I lose faith in people sometimes because I realise that not everyone strives to be better. Some people are happy to gain for them self only. Some people are unaware that although they offer a desirable pay off in return for something they want, sometimes..what they are offering is not the be-all and end-all. Some people want and deserve a little bit more.

I still need sex. I could very easily have had my way many times in the last few weeks. But that is all he offers, and I want more. And the "more" belongs to someone else. And "someone else" is one of those people who are happy to gain for only them self, who want the best of both worlds.

And I wonder how he picks her. And I can't wait until this is just another distant memory of a time I was a silly little girl who took these things to heart.

Tuesday, February 10, 2009

Finally Updating Again.

Oops, I kinda disappeared.

A lot has been happening here, it's been a bit frantic but it looks like things are getting on track. I am 18 hours of practise away from getting my license. I got into my first preference university. I am moving to the city next Wednesday.

I am completely and utterly terrifed. I'm getting back to independence. I don't really feel like I'm working toward anything, but things are happening, its nice.

For the last 2 months I've been waitressing, I've now got a couple of grand in savings, as well as the car I bought. I'm almost on my feet. It's a good feeling. Except that I have no job where I'm going, and no permanent place to live. Thats a bit of a worry, but we will see.

In other news, I haven't been laid in 4 months. By choice.

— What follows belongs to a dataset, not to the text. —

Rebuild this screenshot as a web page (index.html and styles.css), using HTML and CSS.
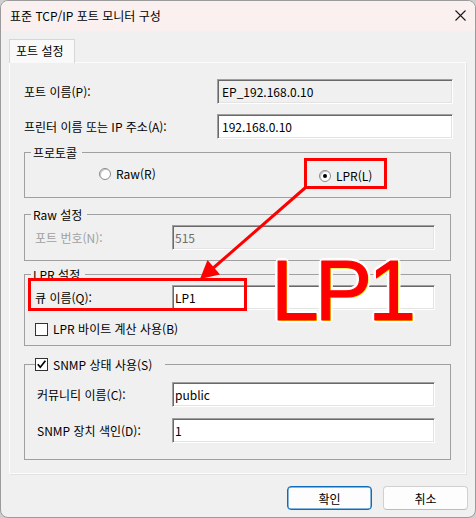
FILE: index.html
```html
<!DOCTYPE html>
<html lang="ko">
<head>
<meta charset="utf-8">
<title>표준 TCP/IP 포트 모니터 구성</title>
<link rel="stylesheet" href="styles.css">
</head>
<body>
<div class="window">
  <div class="titlebar">
    <span class="title">표준 TCP/IP 포트 모니터 구성</span>
    <svg class="close" width="11" height="11" viewBox="0 0 11 11"><path d="M0.5 0.5 L10.5 10.5 M10.5 0.5 L0.5 10.5" stroke="#1a1a1a" stroke-width="1.1" fill="none"/></svg>
  </div>
  <div class="content">
    <div class="tabs"><div class="tab">포트 설정</div></div>
    <div class="panel">
      <div class="row row-first">
        <span class="lbl lbl-wide">포트 이름(P):</span>
        <input class="field field-wide field-off" value="EP_192.168.0.10" readonly>
      </div>
      <div class="row row-second">
        <span class="lbl lbl-wide">프린터 이름 또는 IP 주소(A):</span>
        <input class="field field-wide" value="192.168.0.10">
      </div>

      <fieldset class="group group-protocol">
        <legend class="legend">프로토콜</legend>
        <div class="group-body radios">
          <span class="radio-item radio-raw"><span class="radio"></span>Raw(R)</span>
          <span class="radio-item radio-lpr"><span class="radio radio-on"></span>LPR(L)</span>
        </div>
      </fieldset>

      <fieldset class="group group-raw">
        <legend class="legend">Raw 설정</legend>
        <div class="group-body">
          <div class="row">
            <span class="lbl lbl-narrow lbl-dim">포트 번호(N):</span>
            <input class="field field-narrow field-off field-dim" value="515" readonly>
          </div>
        </div>
      </fieldset>

      <fieldset class="group group-lpr">
        <legend class="legend">LPR 설정</legend>
        <div class="group-body">
          <div class="row">
            <span class="lbl lbl-narrow">큐 이름(Q):</span>
            <input class="field field-narrow" value="LP1">
          </div>
          <div class="check-row">
            <span class="checkbox"></span>LPR 바이트 계산 사용(B)
          </div>
        </div>
      </fieldset>

      <fieldset class="group group-snmp">
        <legend class="legend legend-check">
          <span class="checkbox"><svg width="11" height="11" viewBox="0 0 11 11"><path d="M1.8 5.2 L4.3 8.2 L9.4 1.8" stroke="#000" stroke-width="1.7" fill="none"/></svg></span>SNMP 상태 사용(S)
        </legend>
        <div class="group-body">
          <div class="row">
            <span class="lbl lbl-narrow lbl-indent">커뮤니티 이름(C):</span>
            <input class="field field-narrow" value="public">
          </div>
          <div class="row row-gap">
            <span class="lbl lbl-narrow lbl-indent">SNMP 장치 색인(D):</span>
            <input class="field field-narrow" value="1">
          </div>
        </div>
      </fieldset>
    </div>
    <div class="buttons">
      <button class="btn btn-primary">확인</button>
      <button class="btn">취소</button>
    </div>
  </div>
</div>

<svg class="annotations" width="476" height="518" viewBox="0 0 476 518">
  <rect x="305.5" y="159.5" width="80" height="28" fill="none" stroke="#ff0000" stroke-width="3"/>
  <rect x="29.5" y="279.5" width="216" height="30" fill="none" stroke="#ff0000" stroke-width="3"/>
  <line x1="305" y1="188" x2="211" y2="270" stroke="#ff0000" stroke-width="3"/>
  <polygon points="200,279 220,274.5 207.5,260" fill="#ff0000"/>
</svg>
<div class="callout">LP1</div>
</body>
</html>
```

FILE: styles.css
```css
* { box-sizing: border-box; }

html, body { margin: 0; padding: 0; }

body {
  position: relative;
  width: 476px;
  height: 518px;
  background: #cfcfcf;
  font-family: "Noto Sans CJK KR", "Liberation Sans", sans-serif;
  font-size: 12px;
  color: #000;
  overflow: hidden;
}

.window {
  width: 476px;
  height: 518px;
  border: 1px solid #9b9b9b;
  border-radius: 8px;
  overflow: hidden;
  background: #f0f0f0;
  display: flex;
  flex-direction: column;
}

.titlebar {
  height: 30px;
  flex-shrink: 0;
  background: #f9f0ef;
  display: flex;
  align-items: center;
  justify-content: space-between;
  padding: 0 9px 1px 9px;
}

.title { line-height: 16px; }

.close { display: block; }

.content {
  flex: 1;
  display: flex;
  flex-direction: column;
  padding: 8px 0 0 8px;
}

.tabs { display: flex; height: 23px; }

.tab {
  width: 66px;
  height: 24px;
  position: relative;
  z-index: 1;
  background: #f9f9f9;
  border: 1px solid #d6d6d6;
  border-bottom: none;
  line-height: 21px;
  padding-left: 6px;
}

.panel {
  width: 457px;
  height: 412px;
  border: 1px solid #fcfcfc;
  box-shadow: 1px 1px 0 #e2e2e2;
  padding: 0 14px;
  background: #f0f0f0;
}

.row {
  display: flex;
  align-items: center;
}

.row-first { margin-top: 16px; }
.row-second { margin-top: 10px; }
.row-gap { margin-top: 11px; }

.lbl {
  display: block;
  flex-shrink: 0;
  white-space: nowrap;
  line-height: 16px;
}

.lbl-wide { width: 193px; }
.lbl-narrow { width: 137px; }
.lbl-indent { padding-left: 2px; }
.lbl-dim { color: #a0a0a0; }

.field {
  flex-shrink: 0;
  height: 25px;
  border: 1px solid;
  border-color: #a0a0a0 #ffffff #ffffff #a0a0a0;
  box-shadow: inset 1px 1px 0 #696969, inset -1px -1px 0 #e3e3e3;
  background: #ffffff;
  font: inherit;
  color: #000;
  outline: none;
  margin: 0;
}

.field-wide { width: 236px; padding: 0 4px; }
.field-narrow { width: 263px; padding: 0 2px; }
.field-off { background: #f0f0f0; }
.field-dim { color: #6d6d6d; }

.group {
  margin: 0;
  padding: 0;
  min-width: 0;
  border: 1px solid #a0a0a0;
}

.legend {
  margin-left: 6px;
  padding: 0 5px 0 2px;
  height: 17px;
  line-height: 17px;
  white-space: nowrap;
}

.legend-check {
  display: flex;
  align-items: center;
  margin-left: 10px;
  padding: 0 13px 0 0;
  gap: 5px;
}

.group-protocol { margin-top: 5px; }
.group-raw { margin-top: 8px; }
.group-lpr { margin-top: 5px; }
.group-snmp { margin-top: 10px; }

.group-body { padding-left: 10px; }

.group-protocol .group-body { padding-top: 5px; padding-bottom: 13px; }
.group-raw .group-body { padding-top: 2px; padding-bottom: 10px; }
.group-lpr .group-body { padding-top: 2px; padding-bottom: 8px; }
.group-snmp .group-body { padding-top: 9px; padding-bottom: 16px; }

.radios {
  display: flex;
  align-items: flex-start;
}

.radio-item {
  display: flex;
  align-items: center;
  gap: 5px;
  height: 16px;
  line-height: 16px;
}

.radio-raw { margin-left: 64px; width: 220px; }
.radio-lpr { margin-top: 2px; }

.radio {
  width: 12px;
  height: 12px;
  border-radius: 50%;
  border: 1px solid #8a8a8a;
  background: #ffffff;
  box-shadow: inset 1px 1px 0 #c8c8c8;
  display: flex;
  align-items: center;
  justify-content: center;
  flex-shrink: 0;
}

.radio-on::after {
  content: "";
  width: 4px;
  height: 4px;
  border-radius: 50%;
  background: #000;
}

.check-row {
  display: flex;
  align-items: center;
  gap: 5px;
  height: 16px;
  margin-top: 11px;
  line-height: 16px;
}

.checkbox {
  width: 13px;
  height: 13px;
  border: 1px solid #333333;
  background: #ffffff;
  flex-shrink: 0;
  display: flex;
}

.checkbox svg { display: block; }

.buttons {
  display: flex;
  justify-content: flex-end;
  gap: 11px;
  margin-top: 12px;
  padding-right: 7px;
}

.btn {
  width: 85px;
  height: 24px;
  border: 1px solid #d0d0d0;
  border-bottom-color: #bcbcbc;
  border-radius: 4px;
  background: #fdfdfd;
  font: inherit;
  color: #000;
  padding: 0;
  margin: 0;
}

.btn-primary {
  border-color: #0f6cbd;
  box-shadow: inset 0 0 0 0.5px #0f6cbd;
}

.annotations {
  position: absolute;
  left: 0;
  top: 0;
  pointer-events: none;
}

.callout {
  position: absolute;
  left: 271px;
  top: 247px;
  font-family: "Liberation Sans", Arial, sans-serif;
  font-size: 86px;
  line-height: 86px;
  letter-spacing: -4px;
  color: #ff0000;
  -webkit-text-stroke: 1px #ff0000;
  text-shadow:
    1px 1px 0 #f5e600,
    3px 0 0 #fff, -3px 0 0 #fff, 0 3px 0 #fff, 0 -3px 0 #fff,
    2px 2px 0 #fff, -2px -2px 0 #fff, 2px -2px 0 #fff, -2px 2px 0 #fff;
  pointer-events: none;
}
```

It's sort of spirit building and soul destroying at the same time. I'm trying to establish myself as a higher value person. If supply exceeds demand then things get a little cheapened, I guess. I wanna be happy with what I'm doing. I don't want to be ashamed of myself when it comes to someone I care about in the future. But I will continue doing what makes me happy and satisfied. Right now... God I need sex.

Hopefully there are many new opportunities and possibilities when I move, a change is what I need.

Right now, I'll have a drink and toast to the fact I'm in the car, keys in the ignition, I'm about to start it up and go somewhere.

And hopefully have sex in the backseat when I get there.